Repeat the material verbatim and drop the pictures.

***

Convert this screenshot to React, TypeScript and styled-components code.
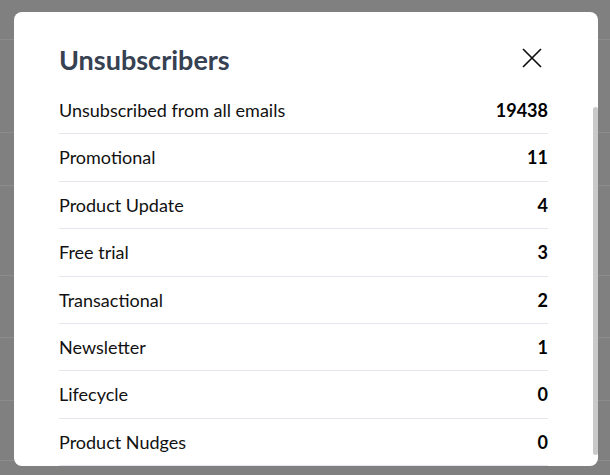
import styled, { createGlobalStyle } from "styled-components";

const GlobalStyle = createGlobalStyle`
	html, body {
		margin: 0;
		padding: 0;
	}
	body {
		width: 610px;
		height: 475px;
		overflow: hidden;
		background: #808080;
		font-family: Lato, "Noto Sans", sans-serif;
	}
`;

const Page = styled.div`
	position: relative;
	width: 610px;
	height: 475px;
	overflow: hidden;
`;

const Backdrop = styled.div`
	display: flex;
	flex-direction: column;
`;

const BackdropRow = styled.div<{ $h: number }>`
	height: ${(p) => p.$h}px;
	box-sizing: border-box;
	border-bottom: 1px solid #8c8c8c;
`;

const Overlay = styled.div`
	position: absolute;
	inset: 0;
	padding: 12px 12px 9px 14px;
	box-sizing: border-box;
	display: flex;
`;

const Modal = styled.div`
	position: relative;
	flex: 1;
	background: #fff;
	border-radius: 8px;
	overflow: hidden;
	padding: 32px 50px 0 45px;
	box-sizing: border-box;
`;

const Header = styled.div`
	display: flex;
	align-items: center;
	justify-content: space-between;
	margin-bottom: 11px;
`;

const Title = styled.h2`
	margin: 0;
	font-size: 27px;
	line-height: 32px;
	font-weight: 700;
	color: #364152;
`;

const CloseButton = styled.button`
	width: 32px;
	height: 32px;
	padding: 0;
	border: 0;
	background: transparent;
	display: flex;
	align-items: center;
	justify-content: center;
	margin-top: -4px;
	cursor: pointer;
`;

const List = styled.ul`
	list-style: none;
	margin: 0;
	padding: 0;
`;

const Row = styled.li`
	display: flex;
	justify-content: space-between;
	align-items: center;
	padding: 12px 0;
	font-size: 18px;
	line-height: 22.4px;
	color: #111;
	border-bottom: 1px solid #e4e7ee;
`;

const Count = styled.span`
	font-weight: 700;
	color: #000;
`;

const ScrollThumb = styled.div`
	position: absolute;
	right: 0;
	top: 95px;
	width: 5px;
	height: 348px;
	border-radius: 3px;
	background: #c9c9c9;
`;

const ROWS = [
	{ label: "Unsubscribed from all emails", count: 19438 },
	{ label: "Promotional", count: 11 },
	{ label: "Product Update", count: 4 },
	{ label: "Free trial", count: 3 },
	{ label: "Transactional", count: 2 },
	{ label: "Newsletter", count: 1 },
	{ label: "Lifecycle", count: 0 },
	{ label: "Product Nudges", count: 0 },
];

const BACK_ROWS = [40, 93, 53, 90, 62, 63, 60];

const App = () => {
	return (
		<Page>
			<GlobalStyle />
			<Backdrop>
				{BACK_ROWS.map((h, i) => (
					<BackdropRow $h={h} key={i} />
				))}
			</Backdrop>
			<Overlay>
				<Modal>
					<Header>
						<Title>Unsubscribers</Title>
						<CloseButton aria-label="Close">
							<svg width="20" height="20" viewBox="0 0 20 20">
								<path d="M1 1 L19 19 M19 1 L1 19" stroke="#111" strokeWidth="1.7" fill="none" />
							</svg>
						</CloseButton>
					</Header>
					<List>
						{ROWS.map((r) => (
							<Row key={r.label}>
								<span>{r.label}</span>
								<Count>{r.count}</Count>
							</Row>
						))}
					</List>
					<ScrollThumb />
				</Modal>
			</Overlay>
		</Page>
	);
};

export default App;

***

> [RESPONSE TO THIS EXERCISE]:
Convert this screenshot to React, TypeScript and styled-components code.
import styled, { createGlobalStyle } from "styled-components";

const GlobalStyle = createGlobalStyle`
	html, body {
		margin: 0;
		padding: 0;
	}
	body {
		width: 610px;
		height: 475px;
		overflow: hidden;
		background: #808080;
		font-family: Lato, "Noto Sans", sans-serif;
	}
`;

const Page = styled.div`
	position: relative;
	width: 610px;
	height: 475px;
	overflow: hidden;
`;

const Backdrop = styled.div`
	display: flex;
	flex-direction: column;
`;

const BackdropRow = styled.div<{ $h: number }>`
	height: ${(p) => p.$h}px;
	box-sizing: border-box;
	border-bottom: 1px solid #8c8c8c;
`;

const Overlay = styled.div`
	position: absolute;
	inset: 0;
	padding: 12px 12px 9px 14px;
	box-sizing: border-box;
	display: flex;
`;

const Modal = styled.div`
	position: relative;
	flex: 1;
	background: #fff;
	border-radius: 8px;
	overflow: hidden;
	padding: 32px 50px 0 45px;
	box-sizing: border-box;
`;

const Header = styled.div`
	display: flex;
	align-items: center;
	justify-content: space-between;
	margin-bottom: 11px;
`;

const Title = styled.h2`
	margin: 0;
	font-size: 27px;
	line-height: 32px;
	font-weight: 700;
	color: #364152;
`;

const CloseButton = styled.button`
	width: 32px;
	height: 32px;
	padding: 0;
	border: 0;
	background: transparent;
	display: flex;
	align-items: center;
	justify-content: center;
	margin-top: -4px;
	cursor: pointer;
`;

const List = styled.ul`
	list-style: none;
	margin: 0;
	padding: 0;
`;

const Row = styled.li`
	display: flex;
	justify-content: space-between;
	align-items: center;
	padding: 12px 0;
	font-size: 18px;
	line-height: 22.4px;
	color: #111;
	border-bottom: 1px solid #e4e7ee;
`;

const Count = styled.span`
	font-weight: 700;
	color: #000;
`;

const ScrollThumb = styled.div`
	position: absolute;
	right: 0;
	top: 95px;
	width: 5px;
	height: 348px;
	border-radius: 3px;
	background: #c9c9c9;
`;

const ROWS = [
	{ label: "Unsubscribed from all emails", count: 19438 },
	{ label: "Promotional", count: 11 },
	{ label: "Product Update", count: 4 },
	{ label: "Free trial", count: 3 },
	{ label: "Transactional", count: 2 },
	{ label: "Newsletter", count: 1 },
	{ label: "Lifecycle", count: 0 },
	{ label: "Product Nudges", count: 0 },
];

const BACK_ROWS = [40, 93, 53, 90, 62, 63, 60];

const App = () => {
	return (
		<Page>
			<GlobalStyle />
			<Backdrop>
				{BACK_ROWS.map((h, i) => (
					<BackdropRow $h={h} key={i} />
				))}
			</Backdrop>
			<Overlay>
				<Modal>
					<Header>
						<Title>Unsubscribers</Title>
						<CloseButton aria-label="Close">
							<svg width="20" height="20" viewBox="0 0 20 20">
								<path d="M1 1 L19 19 M19 1 L1 19" stroke="#111" strokeWidth="1.7" fill="none" />
							</svg>
						</CloseButton>
					</Header>
					<List>
						{ROWS.map((r) => (
							<Row key={r.label}>
								<span>{r.label}</span>
								<Count>{r.count}</Count>
							</Row>
						))}
					</List>
					<ScrollThumb />
				</Modal>
			</Overlay>
		</Page>
	);
};

export default App;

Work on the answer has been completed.